ORAL CITY COUNCIL REPORTS:
Mayor McTaggart mentioned that he and Mayor pro tem Stern, along with their families, had attended the Green Hills Memorial Day service. He also reported on a meeting with APA Region 9 regarding NPDES permits. Mayor McTaggart thanked the Council and staff members for the great success of the recent California Contract Cities event in Indian Wells, which was hosted by the City. He learned at the June 3 MAX meeting in Torrance that there were surplus buses for sale at low prices, and that could possibly be used by the City's Reach program. He said that at the June 5 meeting of the L.A. County Liability Trust Fund Oversight Committee it was reported that the disaster on September 11, 2001 had had a strong impact on excess insurance, which explained why the cost for excess insurance doubled, but he explained the critical need for this excess insurance because of situations such as the $26 million the City of Cerritos incident had and he felt the group was lucky to get the coverage at all. Mayor McTaggart described a tour of the new Cerritos Library where a League of California Cities meeting was held on June 6. He also discussed a meeting with speaker Herb Wesson attended by Gina McLeod of RPV's Finance Advisory Committee and he commended her on her volunteerism. Lastly, he said that on June 10 he had attended his second meeting of the Composting Authority and that he had also attended the previously mentioned Lomita Planning Commission meeting.

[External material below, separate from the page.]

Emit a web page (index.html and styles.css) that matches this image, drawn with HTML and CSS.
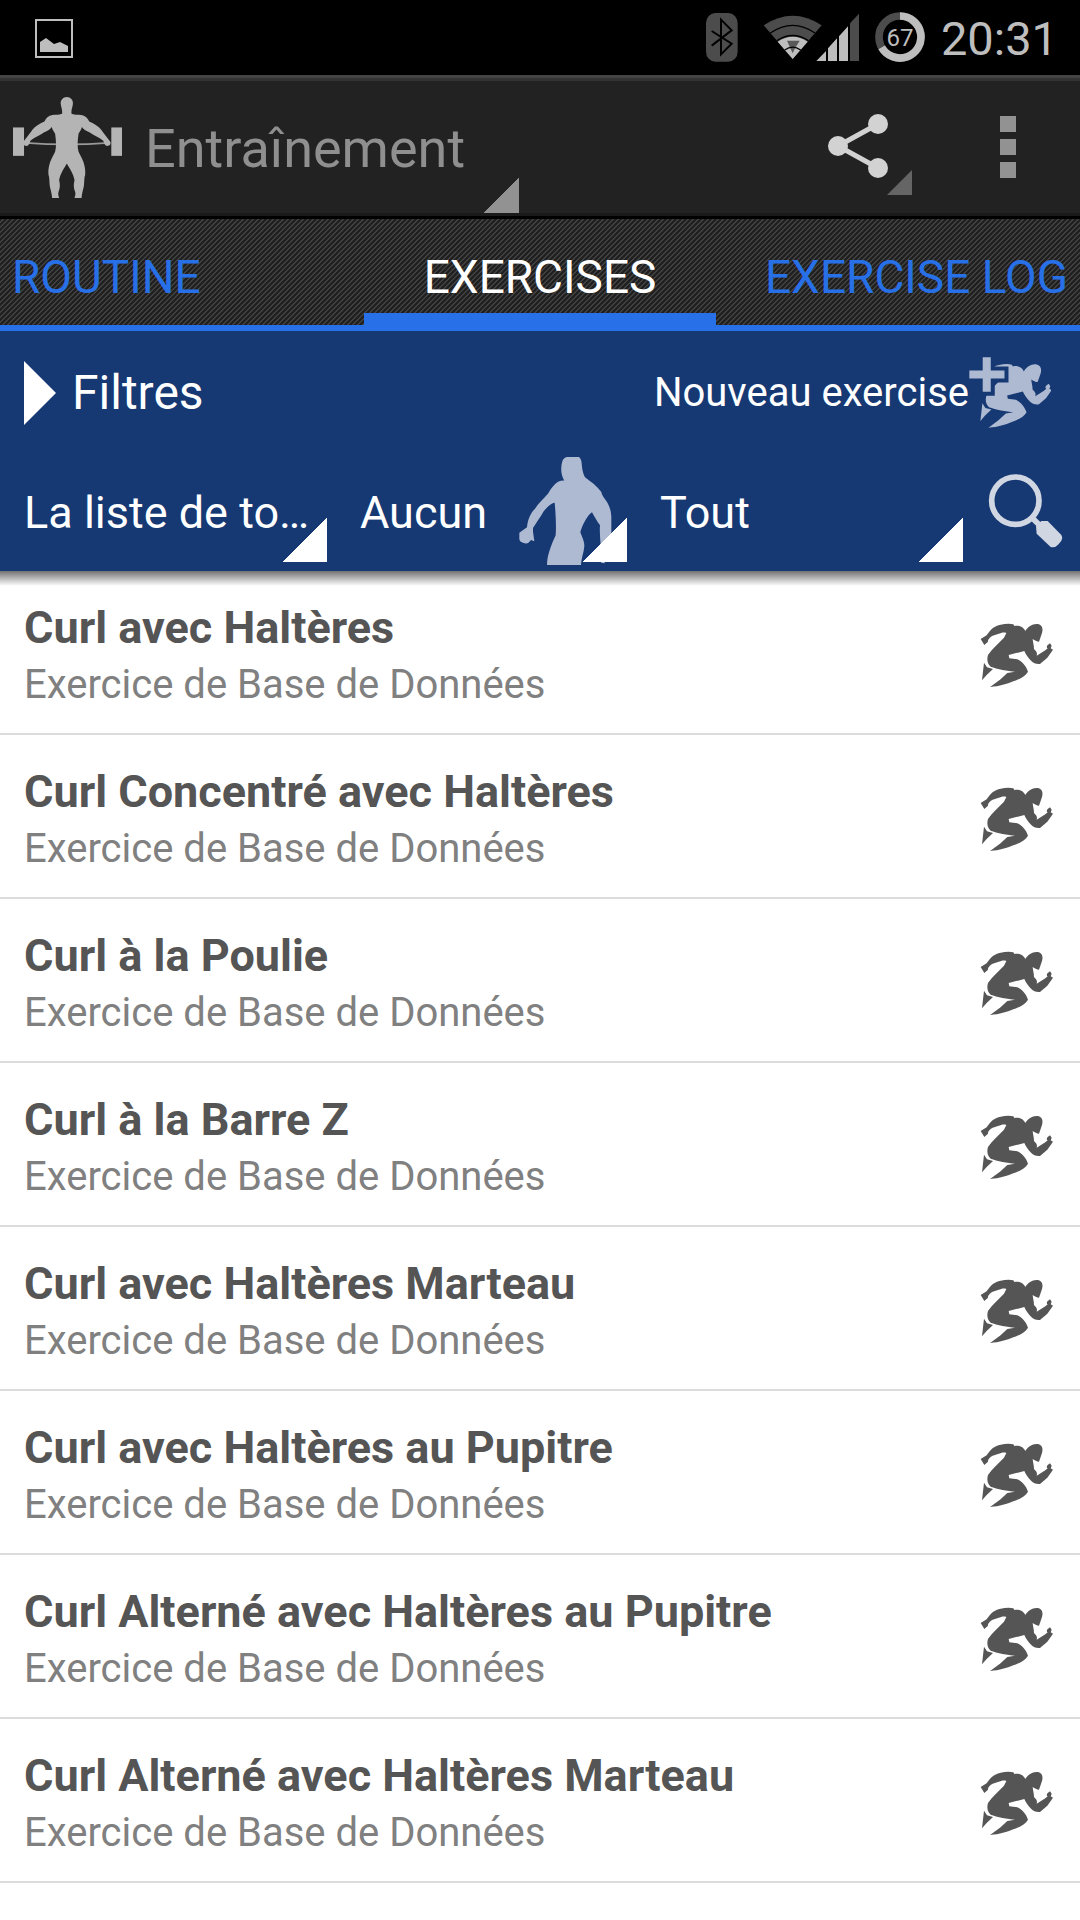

Councilman Gardiner said that he learned at its last meeting that the Palos Verdes Transit Authority is holding in abeyance introduction of camera use on their buses until information was forwarded to the Council for evaluation.
The meeting adjourned at 12:08 A.M. in the memory of Jeannette Mucha to 6:00 P.M. on June 18 for interviews of candidates for the chair of the Emergency Preparedness Task Force.